Featured in the display are pictures, newspaper articles, memorabilia, film footage and uniforms as well as an exact reproduction of the Girl Scout “Little House.” The “Little House” was a doll-sized house first set up in the early 1920s to demonstrate the homemaking activities of the Girl Scouts. The exhibit continues in West Branch until March 25.
And thanks to Iowa's own Lou Henry Hoover, there's no better museum to host such an exhibit. “I was a Scout years ago,” Lou was fond of saying, “before the movement ever started, when my father took me hunting, fishing and hiking in the mountains. [Back] then I was sorry that more girls could not have what I had. When I learned of the movement I thought, here is what I always wanted other girls to have.”
Lou embraced the opportunity to join the scouting movement at the earliest possible opportunity. In 1917, she was personally recruited by Juliette Low, founder of the Girl Scouts, and she served continuously as a board member or officer for the rest of her life. A poignant item in the exhibit is Mrs. Hoover's last Girl Scout uniform.

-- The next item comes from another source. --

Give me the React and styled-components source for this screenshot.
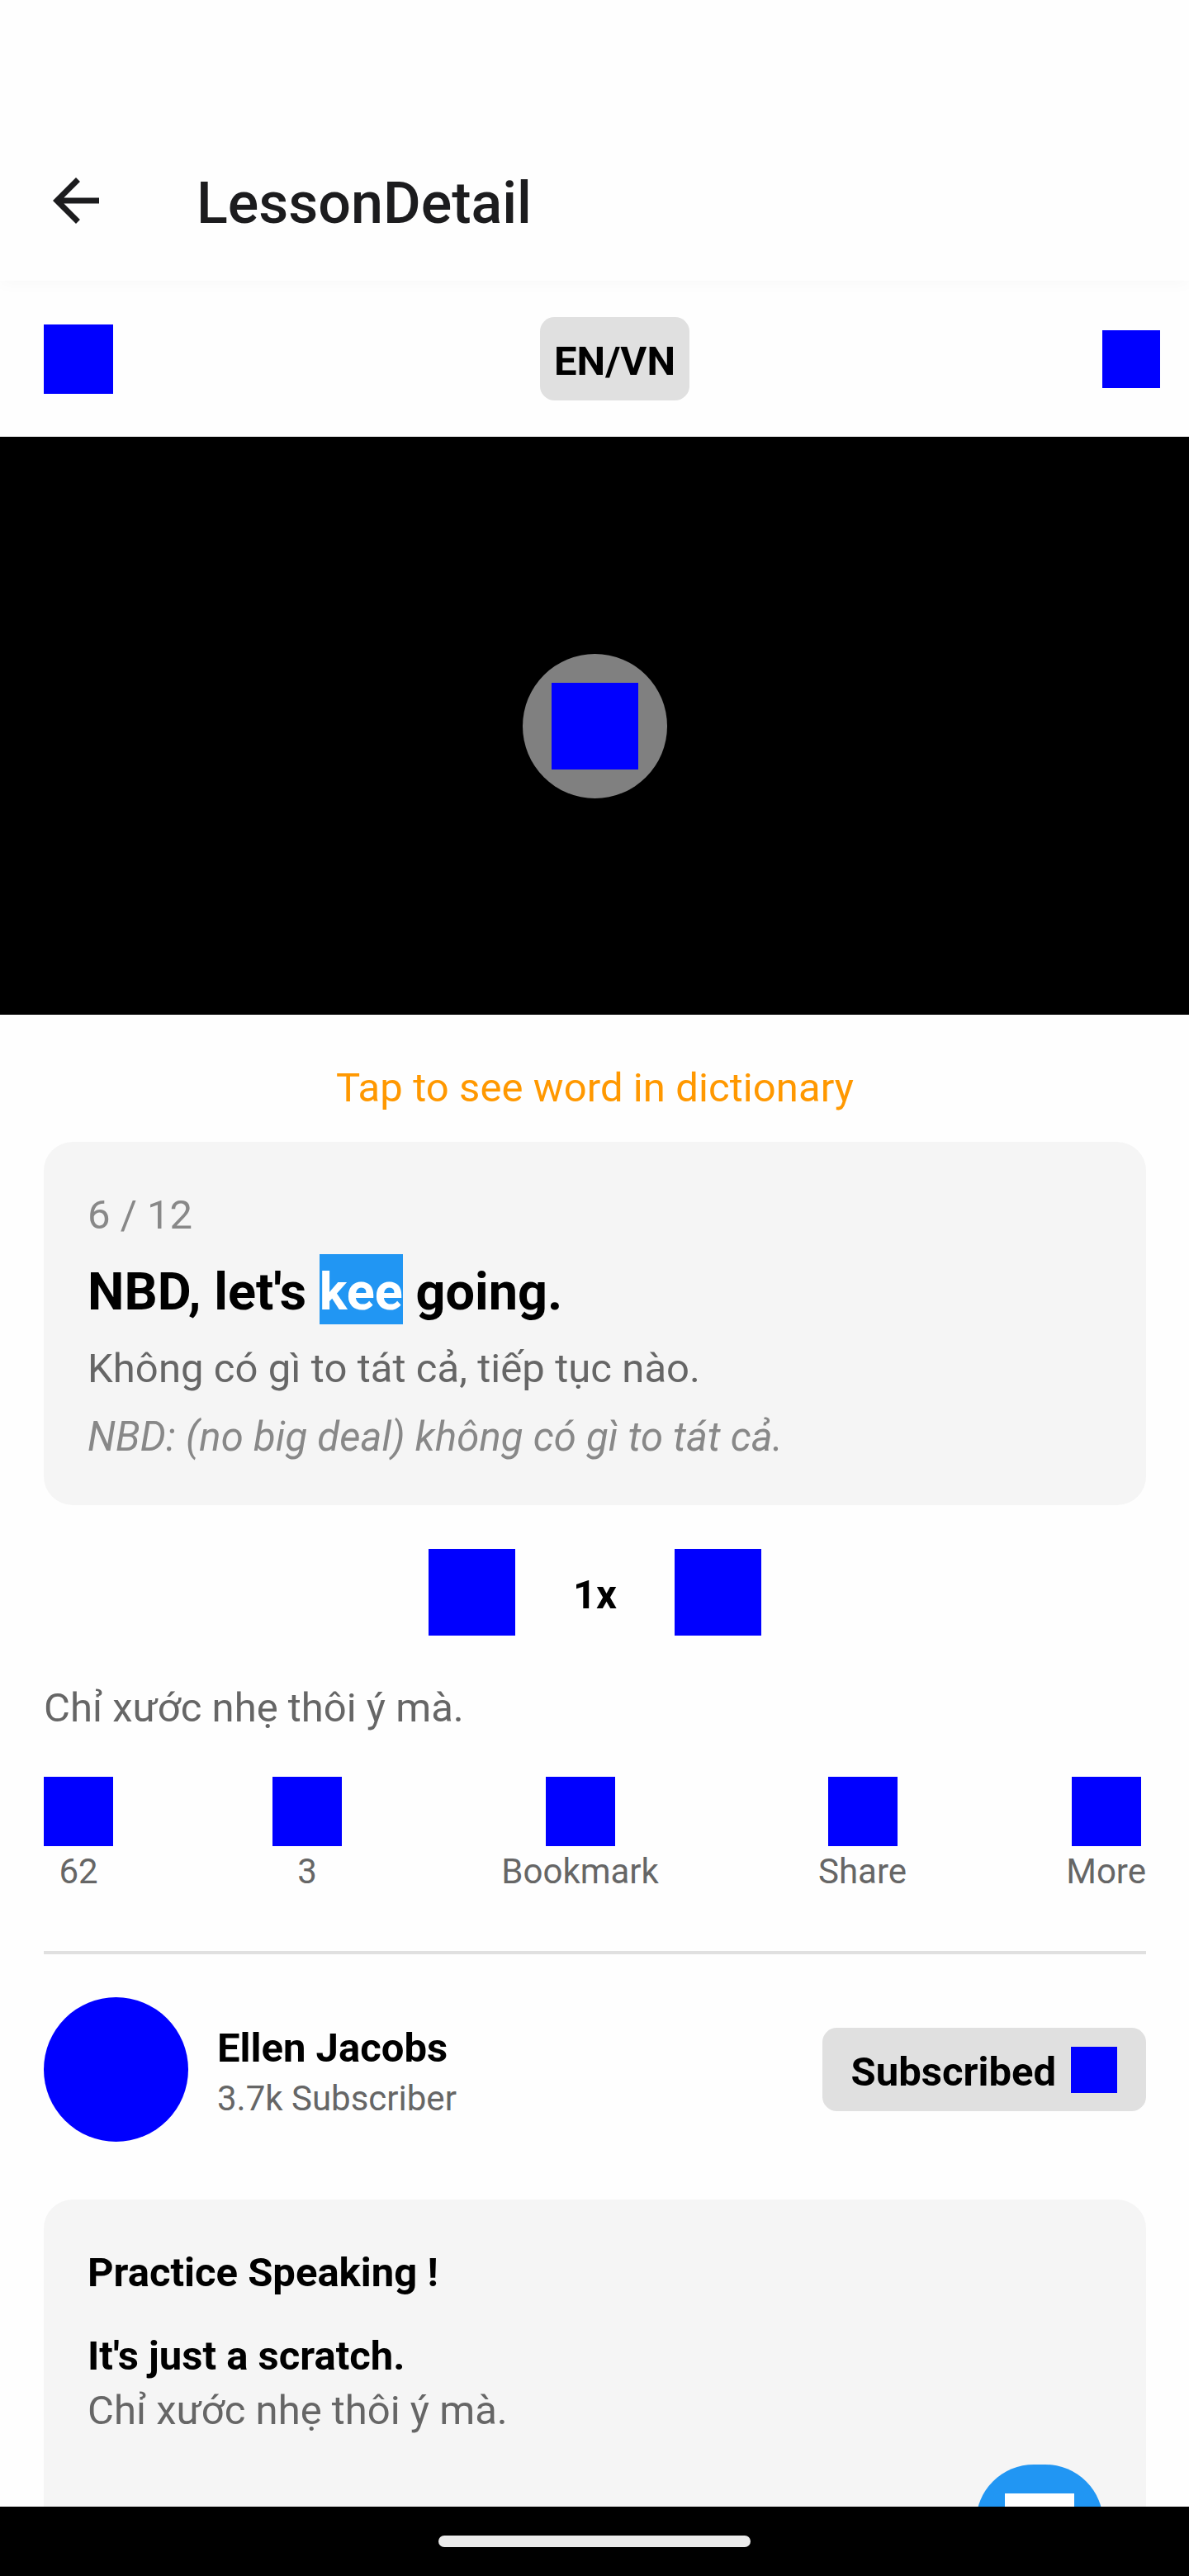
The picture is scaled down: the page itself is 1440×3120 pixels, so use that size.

Lou was more than a national spokeswoman, however; she also was a troop leader. “Troop 8,” reminisced one of its former members, “ ... worked with Mrs. Hoover as a group to be called upon for participation in civic demonstrations, parades, international conference, and so forth. We served at international Scout luncheons, demonstrated Scouting to the public and perhaps were the first Senior Service troop.”
Lou also knew a thing or two about cookies and fundraising. To paraphrase historian Richard Norton Smith, Lou was the “Mother of All Girl Scout Cookies,” It is true that Florence E. Neil of Chicago deserves the credit for the first cookie sales. But the campaign really took off in the mid-1930s during Lou's second term as GSA president when the GSA board approved the plan to turn the production over to a commercial bakery and officially endorse this effort to raise funds for the future of the GSA.
Were she with us today, it's not likely that Lou would care very much about getting credit for the cookie campaign. In fact, she would see the sales only as a means to a loftier goal: providing wholesome opportunities for young women to reach their full potential. That has been the message of the Girl Scouts of America for more than a century, and that's the message of the exhibit at the Hoover Library.